We're also launching a website in the next couple of months where we're going to be hosting all of our case studies and findings.
And one of the things we're going to be offering is a very early stage calculator tool so that people can go on and they can make comparisons between different kinds of material to work out which would be the most sustainable for their asset.
One of the things that we're really keen to do with that is get people thinking about the differences between physically making something.
So whether you making out of plastic wood or metal or whether you're doing it CGI, because one of the really big myths about digital is that it's greener.

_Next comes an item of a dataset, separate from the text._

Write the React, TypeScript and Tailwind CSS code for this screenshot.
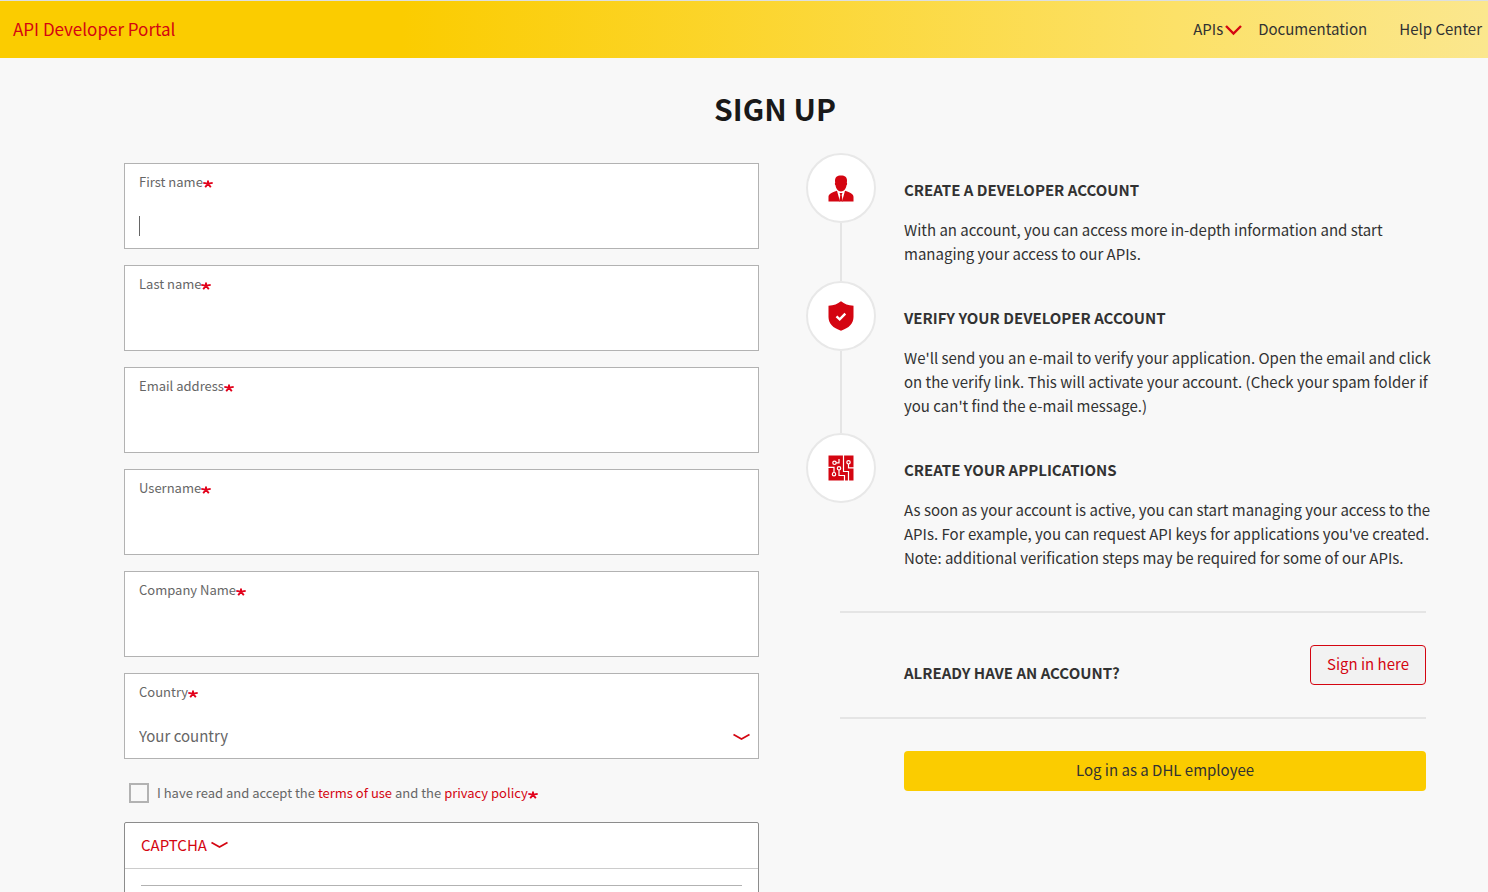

And I think it's because you're not seeing the process and people aren't really thinking about all of the material stuff that goes into making a computer.
The energy it uses, the serviers that are behind the scenes storing the information.
So yeah, that's going to be one of the things that we factor in and people will be able to compare and say, okay, well, if I make this out of metal, it might actually be more sustainable than the amount of energy that it would need to be done on a computer.
Syu: So that's some challenge, which is like every LCA analyst got.
Which is like the data collection is like the crucial part.
And then like because this one is more to historical physical props as well.
So it's hard to get the data access and we need to dig it from the archives, interview the peoplethat are involved in this filmmaking.
So then that's the most challenge that we facing at the moment.
And then also like we need to access like the data, which is like, some of them it's not documented.
So then we need to make like a lot of assumptions, which is normal for the LCA people.
But then, yeah, we need to make sure that we clarify in the future.
Rebecca Harrisson: So yeah, we're hoping to just get people sort of in a different mindset with this.